Cost-effective Cloud Environments for Training

Hi there,

First off, thank you so much to everybody who has asked questions on these forums, answered those questions, and, of course, to everybody at Hugging Face who has made machine learning accessible to folks like me who are trying to jump into ML. The libraries, the example datasets, the ability to download models so easily, the YouTube channel, the answers to questions on GitHub, everything, it is just invaluable.

Anyways, I am feeling pretty good about the training code set up we have now for a very exciting machine learning task, creating a dental chatbot for dentists and dental professionals using 1.5 million training inputs comprising of forum discussions and podcast transcripts.

My question: what is the best cloud environment?

Obviously this is not a simple question, as there are a lot of factors to consider, so let me narrow it down a bit.

We are currently using an Azure NC24s v3 instance, and it will take us about 2 weeks to train using this configuration.

I am starting to compare prices to SageMaker and other options, but I wanted to see if maybe there was some obscure environment or something I am not aware of that we should consider.

I am also considering testing with an Azure ND96asr v4 instance as even though it’s more expensive, it appears to be significantly more powerful and so could potentially train the LLM faster and non-linearly to cost, and so more bang for our buck overall.

(Also I am trying to figure out what Azure’s ML Studio even is, if it is just an interface or if it provides VM access as well)

Some fun findings today!

Here is a comparison of the prices and specs between Azure VMs and AWS SageMaker:

But more importantly, here is a breakdown of all the 64+ GiB RAM models, but sorted by the hourly price per GiB of GPU RAM:

I just thought this was neat, because ND96amsr has 10x as much GPU RAM than NC24s, but is “only” 2.6x as expensive, and so should be cheaper to run on a large dataset in the long run given it should hopefully take significantly less time to train.

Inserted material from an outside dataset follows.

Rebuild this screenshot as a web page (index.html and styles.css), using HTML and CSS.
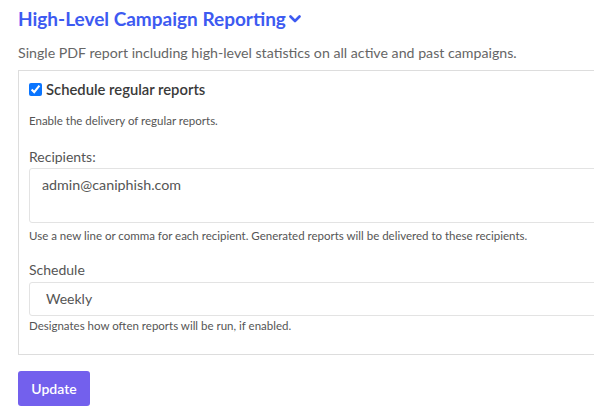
FILE: index.html
```html
<!DOCTYPE html>
<html>
<head>
    <meta charset="utf-8">
    <title>Reporting</title>
<link rel="stylesheet" href="styles.css">
</head>
<body>
    <div class="page">
        <h3 class="report-title">High-Level Campaign Reporting
            <svg class="chevron" width="12" height="10" viewBox="0 0 12 10"><path d="M1.5 2.5 L6 7 L10.5 2.5" fill="none" stroke="#3d5af1" stroke-width="2.6" stroke-linecap="round" stroke-linejoin="round"/></svg>
        </h3>
        <p class="report-desc">Single PDF report including high-level statistics on all active and past campaigns.</p>
        <form class="report-box">
            <label class="check-row"><input type="checkbox" checked> Schedule regular reports</label>
            <small class="hint">Enable the delivery of regular reports.</small>

            <label class="field-label">Recipients:</label>
            <div class="textarea">admin@caniphish.com</div>
            <small class="hint">Use a new line or comma for each recipient. Generated reports will be delivered to these recipients.</small>

            <label class="field-label">Schedule</label>
            <div class="select">Weekly</div>
            <small class="hint">Designates how often reports will be run, if enabled.</small>
        </form>
        <button class="btn-update" type="button">Update</button>
    </div>
</body>
</html>
```

FILE: styles.css
```css
*{
    margin:0;
    padding:0;
    box-sizing:border-box;
}
body{
    font-family:Lato, "Noto Sans", sans-serif;
    color:#555;
    background:#fff;
    overflow:hidden;
}
.page{
    padding:8px 0 0 18px;
    width:800px;
}
.report-title{
    font-size:19px;
    font-weight:bold;
    color:#3d5af1;
    line-height:22px;
    display:flex;
    align-items:center;
    gap:3px;
}
.report-desc{
    margin-top:13px;
    font-size:14.2px;
    color:#666;
    line-height:20px;
}
.report-box{
    margin-top:7px;
    width:700px;
    border:1px solid #ddd;
    padding:8px 10px 20px 10px;
    display:flex;
    flex-direction:column;
}
.check-row{
    display:flex;
    align-items:center;
    gap:4px;
    font-size:14.8px;
    font-weight:600;
    color:#3a3a3a;
    height:20px;
}
.check-row input{
    width:13px;
    height:13px;
    margin:0;
    accent-color:#0a75ff;
}
.hint{
    font-size:11.5px;
    color:#555;
    line-height:16px;
}
.check-row + .hint{
    margin-top:14px;
}
.field-label{
    margin-top:18px;
    font-size:14px;
    color:#555;
    line-height:20px;
}
.textarea{
    margin-top:1px;
    height:55px;
    border:1px solid #e3e3e3;
    border-radius:3px;
    padding:7px 12px;
    font-size:14.3px;
    color:#555;
    margin-bottom:5px;
}
.textarea + .hint + .field-label{
    margin-top:16px;
}
.select{
    margin-top:2px;
    height:34px;
    border:1px solid #e3e3e3;
    border-radius:3px;
    padding:0 16px;
    font-size:14px;
    color:#555;
    line-height:32px;
    margin-bottom:2px;
}
.btn-update{
    margin-top:16px;
    width:72px;
    height:35px;
    border:none;
    border-radius:3px;
    background:#7360ed;
    color:#fff;
    font-family:inherit;
    font-size:14px;
    font-weight:600;
}
```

Also, we were having to keep our training inputs token lengths at about 1,000, because the time needed to train scales quadratically and not linearly, so bumping it up to 2,000 would take almost four times as long, and so this way with a more powerful machine we can hopefully bump the training input lengths from 1,000 to 2,000 tokens long while still staying in our comfort zone of cost and time.

Anyways, just wanted to share because I thought these comparisons were neat! I am really curious to run an experiment as to whether or not the instance with 10x GPU RAM will train 10x as fast, or if it will be slightly less than that because of synchronization.

Let me know if you think there are better options we should consider!